Defendants assign as error the court's permitting the State to challenge peremptorily a fifth juror. This assignment of error is overruled. G.S. § 15-164 provides that in all criminal cases other than capital "a challenge of four jurors shall be allowed in behalf of the State for each defendant." State v. Levy, 187 N.C. 581, 584, 122 S.E. 386, 388, which speaks of C.S. 4634, which is identical with G.S. § 15-164, with the sole exception that more peremptory challenges are allowed by G.S. § 15-164.
An examination of defendants' other assignments of error brought forward and discussed in their brief shows no prejudicial error sufficient to warrant a new trial.
All defendants' assignments of error are overruled. In the trial below we find
BOBBITT, Justice (dissenting in part as to defendant Knight).
In my opinion, the admission over Knight's objection of (1) Mr. Vanderford's testimony as to what Knight said to him on September 15, 1962, and (2) of the drawings referred to in this testimony, was prejudicial error for which Knight is entitled to a new trial. This evidence tended to show that Knight, prior to September 15, 1962, had studied the working parts of safes and had "robbed" one or more safes and was the kind of person you would suspect whenever there was a "robbery" of a safe.

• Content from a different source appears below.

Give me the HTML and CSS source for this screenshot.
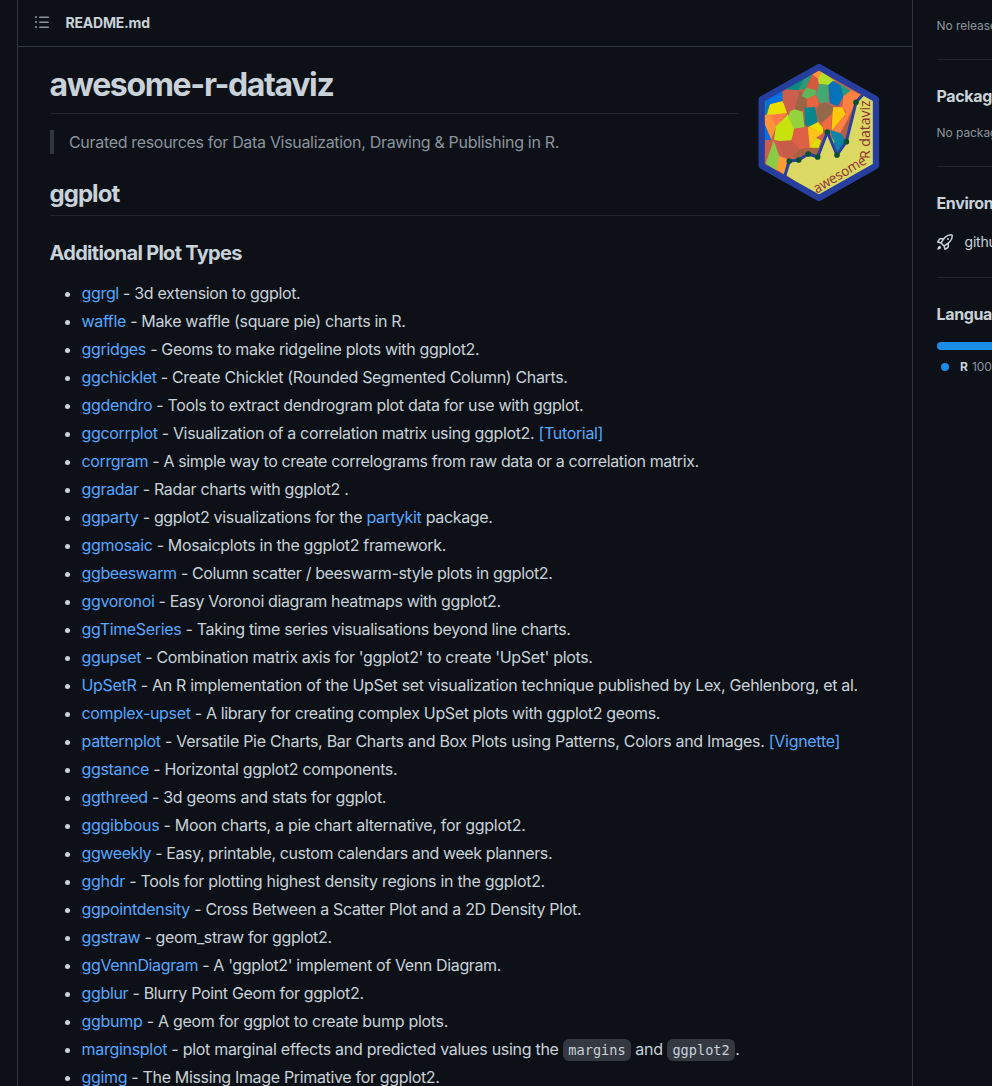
FILE: index.html
```html
<!DOCTYPE html>
<html lang="en">
<head>
<meta charset="utf-8">
<title>awesome-r-dataviz</title>
<link rel="stylesheet" href="styles.css">
</head>
<body>
<div class="layout">
<main class="readme">
<header class="readme-header">
<svg class="toc-icon" width="16" height="16" viewBox="0 0 16 16"><path fill="currentColor" fill-rule="evenodd" d="M2 4a1 1 0 100-2 1 1 0 000 2zm3.75-1.5a.75.75 0 000 1.5h8.5a.75.75 0 000-1.5h-8.5zm0 5a.75.75 0 000 1.5h8.5a.75.75 0 000-1.5h-8.5zm0 5a.75.75 0 000 1.5h8.5a.75.75 0 000-1.5h-8.5zM3 8a1 1 0 11-2 0 1 1 0 012 0zm-1 6a1 1 0 100-2 1 1 0 000 2z"/></svg>
<span class="readme-name">README.md</span>
</header>
<article class="markdown">
<svg class="logo" width="122" height="140" viewBox="24 21 366 420">
<defs><clipPath id="hex"><path d="M207 42L374 138V329L207 423L40 329V138Z"/></clipPath></defs>
<g clip-path="url(#hex)">
<rect x="30" y="30" width="350" height="400" fill="#cc5f4b"/>
<path fill="#0d8b93" d="M30 80H62L62 128L52 180H30Z"/>
<path fill="#0470e2" d="M50 120L100 95L99 138L60 148L45 180Z"/>
<path fill="#e9df00" d="M60 148L99 138L111 175L50 182Z"/>
<path fill="#ff933a" d="M40 180L111 175L78 216L63 256L40 200Z"/>
<path fill="#ff7a45" d="M62 181L111 175L78 214Z"/>
<path fill="#0470e2" d="M40 198L64 254L40 256Z"/>
<path fill="#c7e20c" d="M78 214L114 178L132 222L126 256L88 258L72 254Z"/>
<path fill="#0c8a82" d="M98 102L165 65L146 106Z"/>
<path fill="#269b77" d="M146 106L165 66L190 52L170 100Z"/>
<path fill="#d5593f" d="M168 98L188 55L206 70L203 97L196 103Z"/>
<path fill="#ff933a" d="M186 58L207 42L218 53L205 71Z"/>
<path fill="#b3df28" d="M204 72L216 50L255 78L243 91L207 87Z"/>
<path fill="#cc5f4b" d="M97 106L150 106L134 165L114 172L98 139Z"/>
<path fill="#9b6545" d="M150 106L172 137L170 155L152 170L134 163Z"/>
<path fill="#5eb85a" d="M155 124L168 98L197 105L198 120L172 131Z"/>
<path fill="#e9633e" d="M171 133L197 119L209 154L171 156Z"/>
<path fill="#44a971" d="M198 119L207 87L235 90L235 142L210 145Z"/>
<path fill="#0473ba" d="M235 90L249 77L274 93L281 124L264 154L239 145Z"/>
<path fill="#229a7e" d="M259 80L304 108L280 125L273 94Z"/>
<path fill="#ff8040" d="M280 124L304 106L334 120L314 144L300 190L276 224L288 170L278 157Z"/>
<path fill="#94d33b" d="M120 169L133 163L158 170L163 217L131 222L115 187Z"/>
<path fill="#07868e" d="M163 158L195 156L204 204L172 216L164 207Z"/>
<path fill="#94684a" d="M208 148L225 142L251 155L245 178L216 203L202 196L200 160Z"/>
<path fill="#ed6b43" d="M216 203L246 177L242 222L230 230L220 219Z"/>
<path fill="#ffc80c" d="M250 157L278 157L287 178L245 228L247 182Z"/>
<path fill="#ff8040" d="M287 179L296 195L272 234L247 227Z"/>
<path fill="#e9df00" d="M175 216L204 201L219 218L219 235Z"/>
<path fill="#ffc31b" d="M173 215L219 234L198 249L179 281Z"/>
<path fill="#dce006" d="M181 276L198 249L213 256L206 279L190 284Z"/>
<path fill="#de6147" d="M134 221L172 217L179 276L149 283L124 256Z"/>
<path fill="#c85c4a" d="M85 260L126 257L150 284L127 304L101 305Z"/>
<path fill="#a66245" d="M127 304L150 283L184 278L215 279L205 305L175 297L147 314Z"/>
<path fill="#8acb45" d="M47 326L71 256L88 304L81 347Z"/>
<path fill="#ff9c35" d="M87 303L112 312L104 358L80 344Z"/>
<path fill="#b35f46" d="M292 195L314 147L289 258L271 234Z"/>
<path fill="#0d83a9" d="M241 225L272 235L289 259L261 298Z"/>
<path fill="#7dbe51" d="M240 243L254 258L250 276Z"/>
<path fill="#dbd963" d="M109 360L118 318L146 315L175 297L203 306L232 231L261 300L289 260L318 142L340 120L380 140V330L207 430Z"/>
</g>
<path class="logo-line" d="M104 364L118 318L146 315L175 297L203 306L232 231L261 300L289 260L318 142L341 116"/>
<g fill="#075036"><circle cx="118" cy="318" r="8.5"/><circle cx="146" cy="315" r="8.5"/><circle cx="175" cy="297" r="8.5"/><circle cx="203" cy="306" r="8.5"/><circle cx="232" cy="231" r="8.5"/><circle cx="261" cy="300" r="8.5"/><circle cx="289" cy="260" r="8.5"/><circle cx="318" cy="142" r="8.5"/></g>
<path class="logo-frame" d="M207 36L378 133V332L207 429L35 332V133Z"/>
<text class="logo-text" transform="translate(200 416) rotate(-31)" textLength="178" lengthAdjust="spacingAndGlyphs">awesome</text>
<text class="logo-text" transform="translate(360 312) rotate(-90)" textLength="176" lengthAdjust="spacingAndGlyphs">R dataviz</text>
</svg>
<h1>awesome-r-dataviz</h1>
<blockquote>Curated resources for Data Visualization, Drawing &amp; Publishing in R.</blockquote>
<h2>ggplot</h2>
<h3>Additional Plot Types</h3>
<ul>
<li><a>ggrgl</a> - 3d extension to ggplot.</li>
<li><a>waffle</a> - Make waffle (square pie) charts in R.</li>
<li><a>ggridges</a> - Geoms to make ridgeline plots with ggplot2.</li>
<li><a>ggchicklet</a> - Create Chicklet (Rounded Segmented Column) Charts.</li>
<li><a>ggdendro</a> - Tools to extract dendrogram plot data for use with ggplot.</li>
<li><a>ggcorrplot</a> - Visualization of a correlation matrix using ggplot2. <a>[Tutorial]</a></li>
<li class="tight"><a>corrgram</a> - A simple way to create correlograms from raw data or a correlation matrix.</li>
<li><a>ggradar</a> - Radar charts with ggplot2 .</li>
<li><a>ggparty</a> - ggplot2 visualizations for the <a>partykit</a> package.</li>
<li><a>ggmosaic</a> - Mosaicplots in the ggplot2 framework.</li>
<li class="tight"><a>ggbeeswarm</a> - Column scatter / beeswarm-style plots in ggplot2.</li>
<li class="tight"><a>ggvoronoi</a> - Easy Voronoi diagram heatmaps with ggplot2.</li>
<li><a>ggTimeSeries</a> - Taking time series visualisations beyond line charts.</li>
<li><a>ggupset</a> - Combination matrix axis for 'ggplot2' to create 'UpSet' plots.</li>
<li class="wide"><a>UpSetR</a> - An R implementation of the UpSet set visualization technique published by Lex, Gehlenborg, et al.</li>
<li><a>complex-upset</a> - A library for creating complex UpSet plots with ggplot2 geoms.</li>
<li class="wider"><a>patternplot</a> - Versatile Pie Charts, Bar Charts and Box Plots using Patterns, Colors and Images. <a>[Vignette]</a></li>
<li><a>ggstance</a> - Horizontal ggplot2 components.</li>
<li class="wider"><a>ggthreed</a> - 3d geoms and stats for ggplot.</li>
<li class="wider"><a>gggibbous</a> - Moon charts, a pie chart alternative, for ggplot2.</li>
<li class="tighter"><a>ggweekly</a> - Easy, printable, custom calendars and week planners.</li>
<li class="wider"><a>gghdr</a> - Tools for plotting highest density regions in the ggplot2.</li>
<li class="wide"><a>ggpointdensity</a> - Cross Between a Scatter Plot and a 2D Density Plot.</li>
<li class="tight"><a>ggstraw</a> - geom_straw for ggplot2.</li>
<li class="tight"><a>ggVennDiagram</a> - A 'ggplot2' implement of Venn Diagram.</li>
<li><a>ggblur</a> - Blurry Point Geom for ggplot2.</li>
<li class="wider"><a>ggbump</a> - A geom for ggplot to create bump plots.</li>
<li class="wider"><a>marginsplot</a> - plot marginal effects and predicted values using the <code>margins</code> and <code>ggplot2</code>.</li>
<li><a>ggimg</a> - The Missing Image Primative for ggplot2.</li>
</ul>
</article>
</main>
<aside class="sidebar">
<section class="releases"><p>No releases published</p></section>
<section><h4>Packages</h4><p>No packages published</p></section>
<section class="environments"><h4>Environments</h4>
<div class="env"><svg width="16" height="16" viewBox="0 0 16 16"><path fill="currentColor" fill-rule="evenodd" d="M14.064 0a8.75 8.75 0 00-6.187 2.563l-.459.458c-.314.314-.616.641-.904.979H3.31a1.75 1.75 0 00-1.49.833L.11 7.607a.75.75 0 00.418 1.11l3.102.954c.037.051.079.1.124.145l2.429 2.428c.046.046.094.088.145.125l.954 3.102a.75.75 0 001.11.418l2.774-1.707a1.75 1.75 0 00.833-1.49V9.485c.338-.288.665-.59.979-.904l.458-.459A8.75 8.75 0 0016 1.936V1.75A1.75 1.75 0 0014.25 0h-.186zM10.5 10.625c-.088.06-.177.118-.266.175l-2.35 1.521.548 1.783 1.949-1.2a.25.25 0 00.119-.213v-2.066zM3.678 8.116L5.2 5.766c.058-.09.117-.178.176-.266H3.309a.25.25 0 00-.213.119l-1.2 1.95 1.782.547zm5.26-4.493A7.25 7.25 0 0114.063 1.5h.186a.25.25 0 01.25.25v.186a7.25 7.25 0 01-2.123 5.127l-.459.458a15.21 15.21 0 01-2.499 2.02l-2.317 1.5-2.143-2.143 1.5-2.317a15.25 15.25 0 012.02-2.5l.458-.458zM12 5a1 1 0 11-2 0 1 1 0 012 0zm-8.44 9.56a1.5 1.5 0 10-2.12-2.12c-.734.73-1.047 2.332-1.15 3.003a.23.23 0 00.265.265c.671-.103 2.273-.416 3.005-1.148z"/></svg><span>github-pages</span></div></section>
<section class="languages"><h4>Languages</h4><div class="bar"></div><div class="lang"><i></i><b>R</b><span>100.0%</span></div></section>
</aside>
</div>
</body>
</html>
```
FILE: styles.css
```css
* { box-sizing: border-box; }
body { margin: 0; height: 1086px; overflow: hidden; background: #0d1117; color: #c9d1d9; font-family: Inter, sans-serif; font-size: 16px; line-height: 24px; }
.layout { display: flex; gap: 24px; padding-left: 17px; height: 1086px; overflow: hidden; }
.readme { flex: 0 0 896px; height: 1120px; border: solid #30363d; border-width: 0 1px; }
.readme-header { display: flex; align-items: center; height: 47px; padding: 0 16px; border-bottom: 1px solid #30363d; }
.toc-icon { color: #8b949e; margin-top: -2px; }
.readme-name { margin-left: 15.5px; font-size: 14px; font-weight: 650; letter-spacing: -0.2px; }
.markdown { padding: 16px 32px 0; }
.logo { float: right; margin: -1px 0 0 20px; }
.logo-line { fill: none; stroke: #293f9f; stroke-width: 9; stroke-linejoin: round; }
.logo-frame { fill: none; stroke: #263f9e; stroke-width: 19; stroke-linejoin: round; }
.logo-text { font-family: "Open Sans", sans-serif; font-size: 42px; fill: #8b3138; }
h1, h2, h3, h4, p, ul, blockquote { margin: 0; }
h1, h2, h3, h4 { font-weight: 650; }
h1 { display: flow-root; height: 51px; padding-top: 2px; font-size: 32px; line-height: 40px; letter-spacing: -1.35px; text-indent: -0.5px; border-bottom: 1px solid #21262d; }
blockquote { margin-top: 16px; padding-left: 15px; border-left: 4px solid #30363d; color: #8b949e; letter-spacing: -0.32px; }
h2 { margin-top: 24px; height: 38px; padding-top: 1px; font-size: 24px; line-height: 30px; letter-spacing: -0.95px; text-indent: -0.5px; border-bottom: 1px solid #21262d; }
h3 { margin-top: 24px; padding-top: 1px; font-size: 20px; line-height: 25px; letter-spacing: -0.7px; text-indent: -0.5px; }
ul { margin-top: 15px; padding-left: 31.5px; font-weight: 430; letter-spacing: -0.335px; }
li { height: 24px; margin-bottom: 4px; white-space: nowrap; }
.wide { letter-spacing: -0.31px; }
.wider { letter-spacing: -0.29px; }
.tight { letter-spacing: -0.365px; }
.tighter { letter-spacing: -0.4px; }
a { color: #58a6ff; }
code { padding: 3px 5.5px; border-radius: 6px; background: #343941; font-family: "DejaVu Sans Mono", monospace; font-size: 13.6px; line-height: 16px; letter-spacing: 0; }
.sidebar { flex: 1; min-width: 0; overflow: hidden; white-space: nowrap; }
.sidebar section { height: 107px; border-bottom: 1px solid #21262d; padding-top: 24px; }
.sidebar .releases { height: 60px; padding-top: 14px; }
.sidebar h4 { font-size: 16px; letter-spacing: -0.35px; line-height: 24px; text-indent: -0.5px; }
.sidebar p { margin-top: 13px; font-size: 12px; letter-spacing: -0.05px; text-indent: -0.5px; color: #8b949e; }
.sidebar .releases p { margin: 0; }
.sidebar .environments { height: 111px; }
.env { display: flex; align-items: center; gap: 11.5px; margin-top: 15px; font-size: 14px; letter-spacing: -0.2px; }
.env svg, .lang i { flex: none; }
.sidebar .languages { border: 0; }
.bar { width: 296px; height: 8px; margin-top: 16px; border-radius: 6px; background: #198ce7; }
.lang { display: flex; align-items: center; gap: 4px; height: 18px; margin-top: 8px; padding-left: 4px; font-size: 12px; color: #8b949e; }
.lang i { width: 8px; height: 8px; border-radius: 50%; margin-right: 7px; background: #198ce7; }
.lang b { color: #c9d1d9; font-weight: 650; }
```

The applicable rule is stated as follows: "Evidence of other offenses is inadmissible if its only relevancy is to show the character of the accused or his disposition to commit an offense of the nature of the one charged; but if it tends to prove any other relevant fact it will not be excluded merely because it also shows him to have been guilty of an independent crime." Stansbury, North Carolina Evidence, Second Edition, § 91. In my opinion, the general rule controls here and the evidence should have been excluded. Here there is no question as to the animus of the person(s) who broke and entered Dr. McAnally's home and carried away his safe and its contents.